WRITTEN EXERCISE
Find each line with the word "components" and copy it.
◆ ◆ ◆ ◆
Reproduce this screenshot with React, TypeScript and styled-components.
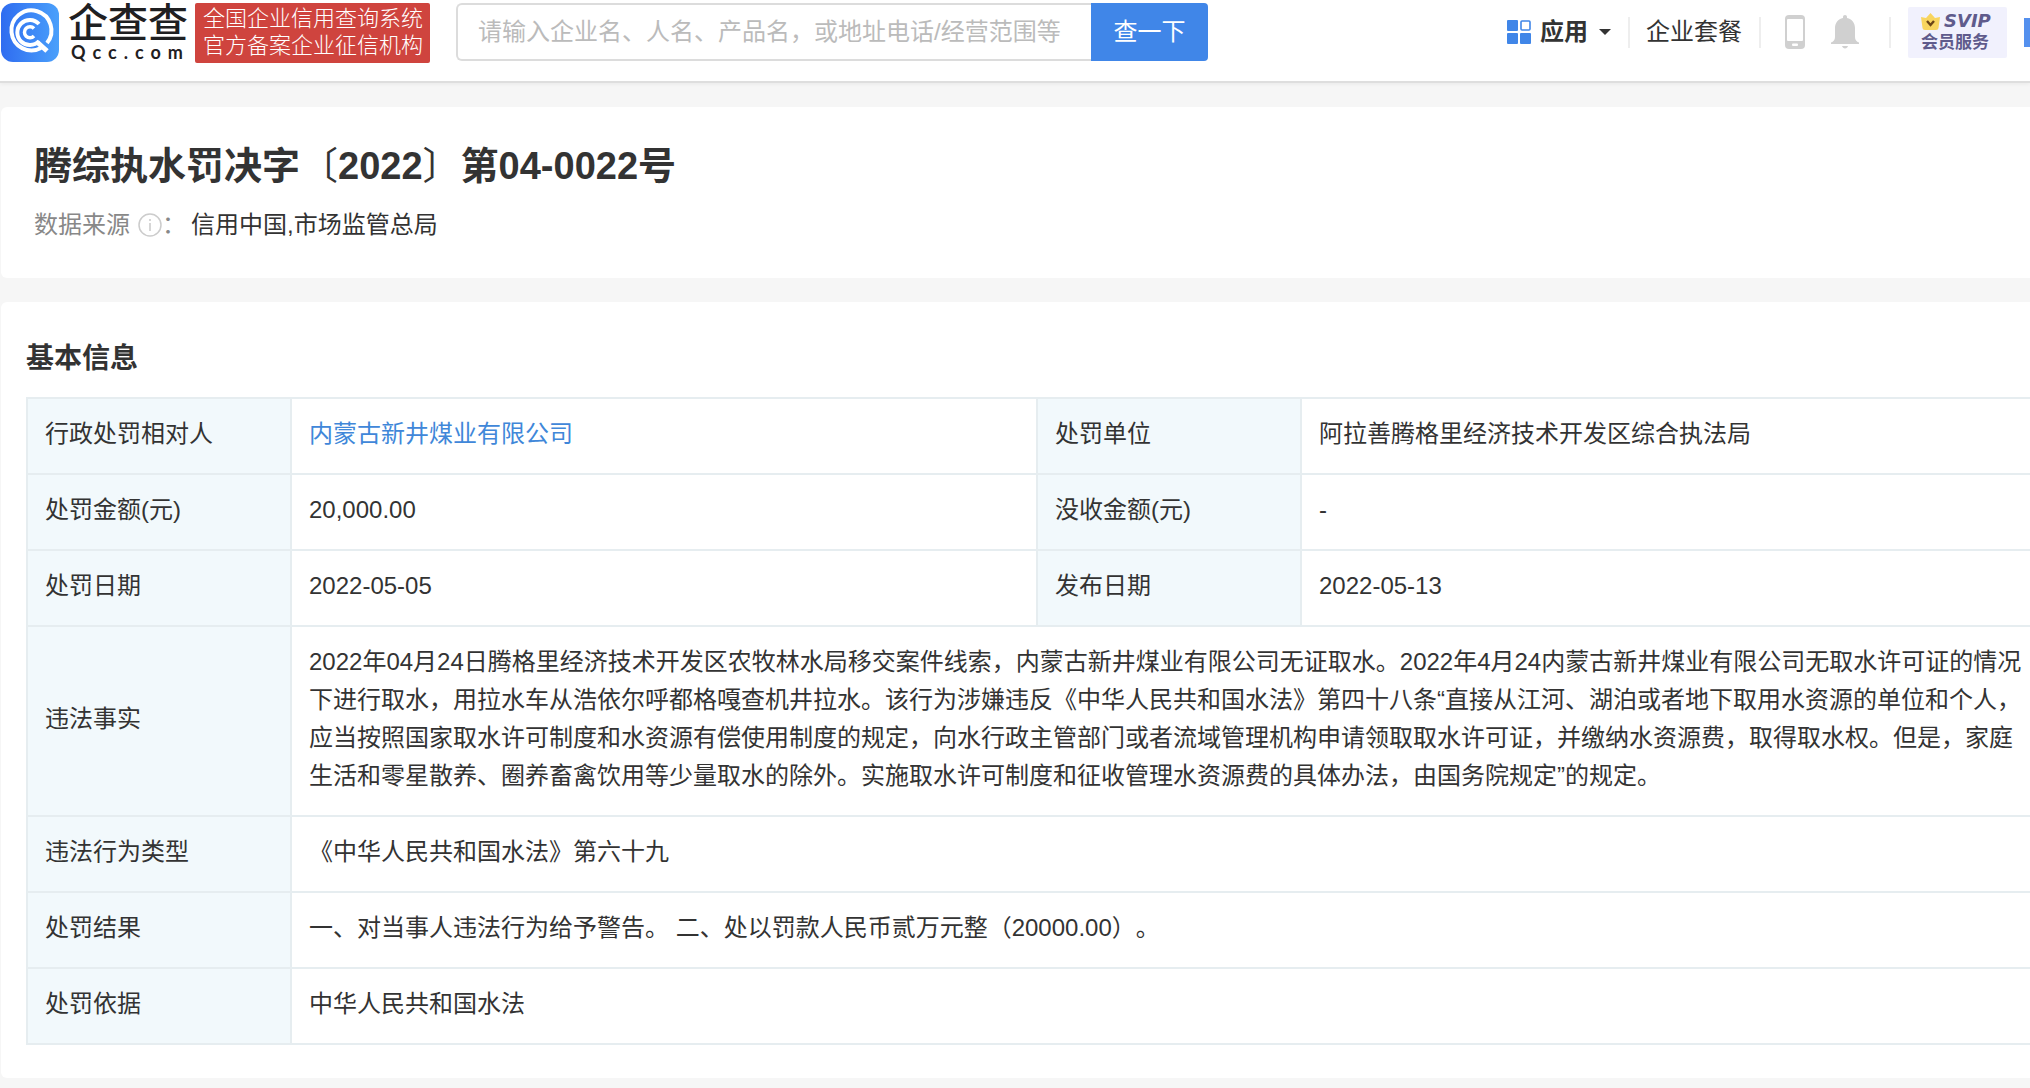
import React from "react";
import styled, { createGlobalStyle } from "styled-components";

const GlobalStyle = createGlobalStyle`
  *, *::before, *::after { box-sizing: border-box; }
  body {
    margin: 0;
    background: #f6f6f6;
    color: #333;
    font-family: "Liberation Sans", "Noto Sans CJK SC", sans-serif;
    font-size: 24px;
    line-height: 38px;
    text-spacing-trim: space-all;
  }
  button, input { font: inherit; }
  h1, h2, p { margin: 0; }
`;

const Page = styled.div`
  overflow-x: clip;
  padding-bottom: 9px;
`;

const Header = styled.header`
  display: flex;
  align-items: flex-start;
  height: 83px;
  padding: 3px 0 0 1px;
  background: #fff;
  border-bottom: 2px solid #dedede;
  box-shadow: 0 1px 4px rgba(0, 0, 0, 0.06);
`;

const Brand = styled.a`
  display: flex;
  flex: none;
  color: #1f2022;
  text-decoration: none;
`;

const BrandWords = styled.span`
  display: flex;
  flex-direction: column;
  padding-left: 8px;
  width: 135px;
`;

const BrandName = styled.span`
  font-size: 40px;
  line-height: 40px;
  font-weight: 500;
`;

const BrandDomain = styled.span`
  padding-left: 3px;
  font-family: Lato, "Liberation Sans", sans-serif;
  font-size: 18px;
  line-height: 18px;
  font-weight: 700;
  letter-spacing: 7px;
`;

const Slogan = styled.p`
  flex: none;
  margin-right: 26px;
  padding: 2px 7px 4px 8px;
  background: #cf443e;
  border-radius: 2px;
  color: #fff;
  font-size: 22px;
  font-weight: 300;
  line-height: 27px;
  white-space: nowrap;
`;

const Search = styled.form`
  display: flex;
  flex: 0 1 752px;
  height: 58px;
`;

const SearchInput = styled.input`
  flex: 1;
  min-width: 0;
  padding: 0 20px;
  border: 2px solid #dcdcdc;
  border-right: 0;
  border-radius: 6px 0 0 6px;
  outline: none;
  color: #333;
  &::placeholder { color: #bbb; opacity: 1; }
`;

const SearchButton = styled.button`
  flex: none;
  width: 117px;
  border: 0;
  border-radius: 0 4px 4px 0;
  background: #4086e8;
  color: #fff;
`;

const Nav = styled.nav`
  display: flex;
  flex: none;
  align-items: center;
  height: 58px;
  margin-left: auto;
  margin-right: -34px;
`;

const NavButton = styled.button<{ $bold?: boolean }>`
  display: flex;
  align-items: center;
  padding: 0;
  border: 0;
  background: none;
  color: #333;
  font-weight: ${(p) => (p.$bold ? 700 : 400)};
  white-space: nowrap;
`;

const AppsLabel = styled.span`
  padding: 0 11px 0 9px;
`;

const NavLink = styled.a`
  color: #333;
  text-decoration: none;
  white-space: nowrap;
`;

const Divider = styled.span<{ $left: number; $right: number }>`
  width: 2px;
  height: 31px;
  margin: 0 ${(p) => p.$right}px 0 ${(p) => p.$left}px;
  background: #eee;
`;

const IconGap = styled.span`
  width: 26px;
`;

const Vip = styled.a`
  display: flex;
  flex-direction: column;
  justify-content: center;
  width: 99px;
  height: 51px;
  margin-right: 17px;
  padding-left: 13px;
  border-radius: 2px;
  background: #f1f1fd;
  color: #5f5b8c;
  font-size: 17px;
  font-weight: 700;
  line-height: 22px;
  text-decoration: none;
`;

const VipTop = styled.span`
  display: flex;
  align-items: center;
  gap: 4px;
  font-family: "DejaVu Sans", sans-serif;
  font-size: 18px;
  font-style: italic;
`;

const Account = styled.button`
  width: 40px;
  height: 29px;
  border: 0;
  background: #5490ee;
`;

const Card = styled.section`
  margin: 24px -44px 0 1px;
  background: #fff;
  border-radius: 6px;
`;

const Summary = styled(Card)`
  padding: 35px 33px 34px;
`;

const Title = styled.h1`
  font-size: 38px;
  line-height: 48px;
`;

const Bracket = styled.span`
  font-weight: 400;
`;

const Source = styled.p`
  display: flex;
  align-items: center;
  margin-top: 16px;
`;

const SourceLabel = styled.span`
  display: flex;
  align-items: center;
  margin-right: 5px;
  color: #888;
  svg { margin-left: 8px; }
`;

const Details = styled(Card)`
  padding: 37px 26px 33px 25px;
`;

const SectionTitle = styled.h2`
  margin-bottom: 18px;
  font-size: 28px;
  line-height: 40px;
`;

const Table = styled.table`
  width: 100%;
  border-collapse: collapse;
  table-layout: fixed;
`;

const Col = styled.col<{ $label?: boolean }>`
  width: ${(p) => (p.$label ? "264px" : "auto")};
`;

const cell = `
  padding: 16px 17px 20px;
  border: 2px solid #e6edf0;
  font-weight: 400;
  text-align: left;
  vertical-align: middle;
`;

const Label = styled.th`
  ${cell}
  background: #f2f9fc;
`;

const Value = styled.td`
  ${cell}
`;

const CompanyLink = styled.a`
  color: #4087d9;
  text-decoration: none;
`;

const Logo = () => (
  <svg width="59" height="59" viewBox="0 0 59 59" fill="none" aria-hidden="true">
    <defs>
      <linearGradient id="logo-fill" x1="0" y1="0" x2="1" y2="0">
        <stop offset="0" stopColor="#2f6cf0" />
        <stop offset="1" stopColor="#4aa0fb" />
      </linearGradient>
    </defs>
    <rect width="58" height="59" rx="12" fill="url(#logo-fill)" />
    <g stroke="#fff" strokeWidth="4">
      <path d="M40 45 A20 20 0 1 1 46 40" />
      <path d="M36 39 L46 48" strokeWidth="5" />
      <path d="M38 21 A12.500 12.500 0 1 0 38 38" />
      <path d="M33 25.500 A5.500 5.500 0 1 0 33 33" strokeWidth="3.500" />
    </g>
  </svg>
);

const AppsIcon = () => (
  <svg width="24" height="24" viewBox="0 0 24 24" fill="#4086e8" aria-hidden="true">
    <rect width="11" height="11" rx="1" />
    <rect x="14" y="1" width="9" height="9" rx="1" fill="#fff" stroke="#4086e8" strokeWidth="1.600" />
    <rect y="13" width="11" height="11" rx="1" />
    <rect x="13" y="13" width="11" height="11" rx="1" />
  </svg>
);

const Caret = () => (
  <svg width="12" height="6" viewBox="0 0 12 6" aria-hidden="true">
    <path d="M0 0H12L6 6Z" fill="#333" />
  </svg>
);

const PhoneIcon = () => (
  <svg width="20" height="34" viewBox="0 0 20 34" aria-hidden="true">
    <rect width="20" height="34" rx="4" fill="#d0d0d0" />
    <rect x="2" y="4" width="16" height="22" rx="1" fill="#fff" />
    <rect x="7" y="28.500" width="6" height="2.500" rx="1" fill="#fff" />
  </svg>
);

const BellIcon = () => (
  <svg width="28" height="34" viewBox="0 0 28 34" fill="#d0d0d0" aria-hidden="true">
    <path d="M14 0c1.200 0 2 .9 2 2v1c5 1 8 5 8 10v9c0 3 1.500 4.500 4 5.500V29H0v-1.500C2.500 26.500 4 25 4 22v-9c0-5 3-9 8-10V2c0-1.100.8-2 2-2Z" />
    <path d="M11 31h6c-.5 1.500-1.500 2.500-3 2.500S11.500 32.500 11 31Z" />
  </svg>
);

const CrownIcon = () => (
  <svg width="19" height="17" viewBox="0 0 19 17" aria-hidden="true">
    <path d="M0 4L5 5L9.500 0L14 5L19 4L17.500 15Q17.300 17 15 17H4Q1.700 17 1.500 15Z" fill="#f8d55f" />
    <path d="M6 8L9.500 12L13 8" fill="none" stroke="#6b4517" strokeWidth="2.400" />
  </svg>
);

const InfoIcon = () => (
  <svg width="24" height="24" viewBox="0 0 24 24" fill="none" stroke="#ccc" aria-hidden="true">
    <circle cx="12" cy="12" r="11" strokeWidth="1.500" />
    <path d="M12 10V18M12 6V8" strokeWidth="1.600" />
  </svg>
);

const pairRows: { left: [string, React.ReactNode]; right: [string, React.ReactNode] }[] = [
  {
    left: ["行政处罚相对人", <CompanyLink href="#company">内蒙古新井煤业有限公司</CompanyLink>],
    right: ["处罚单位", "阿拉善腾格里经济技术开发区综合执法局"],
  },
  { left: ["处罚金额(元)", "20,000.00"], right: ["没收金额(元)", "-"] },
  { left: ["处罚日期", "2022-05-05"], right: ["发布日期", "2022-05-13"] },
];

const wideRows: [string, string][] = [
  [
    "违法事实",
    "2022年04月24日腾格里经济技术开发区农牧林水局移交案件线索，内蒙古新井煤业有限公司无证取水。2022年4月24内蒙古新井煤业有限公司无取水许可证的情况下进行取水，用拉水车从浩依尔呼都格嘎查机井拉水。该行为涉嫌违反《中华人民共和国水法》第四十八条“直接从江河、湖泊或者地下取用水资源的单位和个人，应当按照国家取水许可制度和水资源有偿使用制度的规定，向水行政主管部门或者流域管理机构申请领取取水许可证，并缴纳水资源费，取得取水权。但是，家庭生活和零星散养、圈养畜禽饮用等少量取水的除外。实施取水许可制度和征收管理水资源费的具体办法，由国务院规定”的规定。",
  ],
  ["违法行为类型", "《中华人民共和国水法》第六十九"],
  ["处罚结果", "一、对当事人违法行为给予警告。 二、处以罚款人民币贰万元整（20000.00）。"],
  ["处罚依据", "中华人民共和国水法"],
];

export default function App() {
  return (
    <Page lang="zh-CN">
      <GlobalStyle />
      <Header>
        <Brand href="#home">
          <Logo />
          <BrandWords>
            <BrandName>企查查</BrandName>
            <BrandDomain>Qcc.com</BrandDomain>
          </BrandWords>
        </Brand>
        <Slogan>
          全国企业信用查询系统
          <br />
          官方备案企业征信机构
        </Slogan>
        <Search onSubmit={(e) => e.preventDefault()}>
          <SearchInput
            type="text"
            aria-label="搜索"
            placeholder="请输入企业名、人名、产品名，或地址电话/经营范围等"
          />
          <SearchButton type="submit">查一下</SearchButton>
        </Search>
        <Nav>
          <NavButton type="button" $bold>
            <AppsIcon />
            <AppsLabel>应用</AppsLabel>
            <Caret />
          </NavButton>
          <Divider $left={17} $right={16} />
          <NavLink href="#plans">企业套餐</NavLink>
          <Divider $left={17} $right={24} />
          <NavButton type="button" aria-label="手机版">
            <PhoneIcon />
          </NavButton>
          <IconGap />
          <NavButton type="button" aria-label="消息">
            <BellIcon />
          </NavButton>
          <Divider $left={30} $right={17} />
          <Vip href="#svip">
            <VipTop>
              <CrownIcon />
              SVIP
            </VipTop>
            <span>会员服务</span>
          </Vip>
          <Account type="button" aria-label="账户" />
        </Nav>
      </Header>

      <main>
        <Summary>
          <Title>
            腾综执水罚决字<Bracket>〔</Bracket>2022<Bracket>〕</Bracket>第04-0022号
          </Title>
          <Source>
            <SourceLabel>
              数据来源
              <InfoIcon />：
            </SourceLabel>
            信用中国,市场监管总局
          </Source>
        </Summary>

        <Details>
          <SectionTitle>基本信息</SectionTitle>
          <Table>
            <colgroup>
              <Col $label />
              <Col />
              <Col $label />
              <Col />
            </colgroup>
            <tbody>
              {pairRows.map(({ left, right }) => (
                <tr key={left[0]}>
                  <Label scope="row">{left[0]}</Label>
                  <Value>{left[1]}</Value>
                  <Label scope="row">{right[0]}</Label>
                  <Value>{right[1]}</Value>
                </tr>
              ))}
              {wideRows.map(([label, value]) => (
                <tr key={label}>
                  <Label scope="row">{label}</Label>
                  <Value colSpan={3}>{value}</Value>
                </tr>
              ))}
            </tbody>
          </Table>
        </Details>
      </main>
    </Page>
  );
}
◆ ◆ ◆ ◆
ANSWER TO THE PROBLEM
Reproduce this screenshot with React, TypeScript and styled-components.
import styled, { createGlobalStyle } from "styled-components";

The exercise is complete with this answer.